一方で自信と勢いだけで乗り切れるとは到底思えないというのが、現在サーチ活動を続けている私の実感です。それはなぜか。
まずオーナー社長との交渉。オーナーとの相性・人間関係、サーチャー自身がその企業に魅力を感じていることも去ることながら、オーナー社長に「あなたに(私の子供ような)会社を譲ります」と決断していただかなくてはなりません。なぜ自分が後継者として相応しいのか。サラリーマン時代を通して似たような事業を経験していれば良いですが、未経験の業界なら、自分のキャリアで得た経験・スキルがその業界でも通用する再現性があることを説明しなくてはなりません。
「未経験ですが気合で何とか乗り切ります!」というだけでは、よほど人間的に気に入って貰えている場合を除いて、話を前に進めることは難しいでしょう。あるいは「未経験ですがソロバン勘定は得意です(金融経験があったり会計・経理に通暁している)」でも弱い。
まず候補企業のドメイン市場の競争の基本構図を描き、その市場が魅力的であることを示し(投資家にとってもここは大事)、自分の経験・スキルとの相乗効果が生まれればさらに成長できるという絵を示す必要があります。
そこに「自信」というヒューリスティックな要素も必要ですが、副次的なものに過ぎないのではないかと思います。相手に示す事業計画の論理構造が破綻していたら、いくら自信を誇示しても難しいでしょう。
と、ここまで長くなってしまったので、「資質②粘り強さ」と「資質③意欲的な学習者であること(最も重要)」については次回以降に分けて書きたいと思います。
スタンフォードが考える自信
ちなみに、スタンフォードGSBが提供するサーチファンド入門にも「成功するサーチャーに共通する個人的特性」が6つ掲げられています。別の機会で1つ1つ考えてみたいと思いますが、ここではその6つについて列挙するにとどめます。
①Attention to detail(細部へのこだわり)
②Perseverance(忍耐力)
③Ability to build relationships and networks(人間関係構築力/ネットワーキング力)
④Belief in one’s leadership ability(己のリーダーシップ力への自信)

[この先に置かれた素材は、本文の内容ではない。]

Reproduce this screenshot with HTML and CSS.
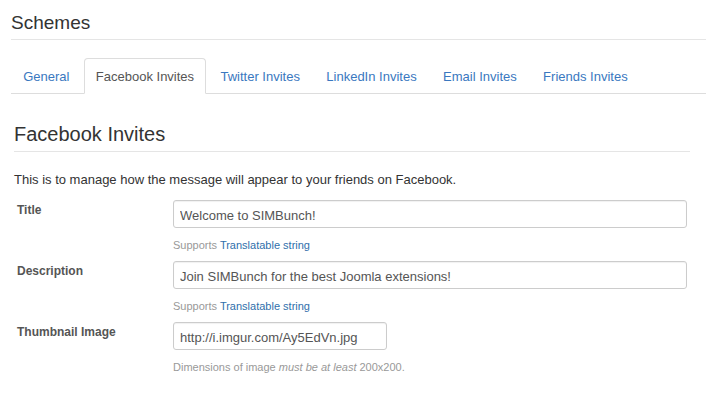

⑤Willingness to seek, and heed, advice(アドバイスを求め、耳を傾ける意欲)
⑥Flexibility(柔軟性)
スタンフォードも同様に④Belief in one’s leadership ability(己のリーダーシップ力への自信)が必要な条件であると述べています。内容はハーバードとほぼ同じ。サーチファンドの礎を築いた2トップが共通して述べているのですから、やはり大事な要素であるということは間違いのでしょう。
※1: 以前にも紹介したこのエッセイは、2017年出版のこちらの本の要約版的な位置づけです。詳しく学びたい方はKindle等でダウンロードしてみてください。大変読みやすい文章で完結にサーチファンドが紹介されています。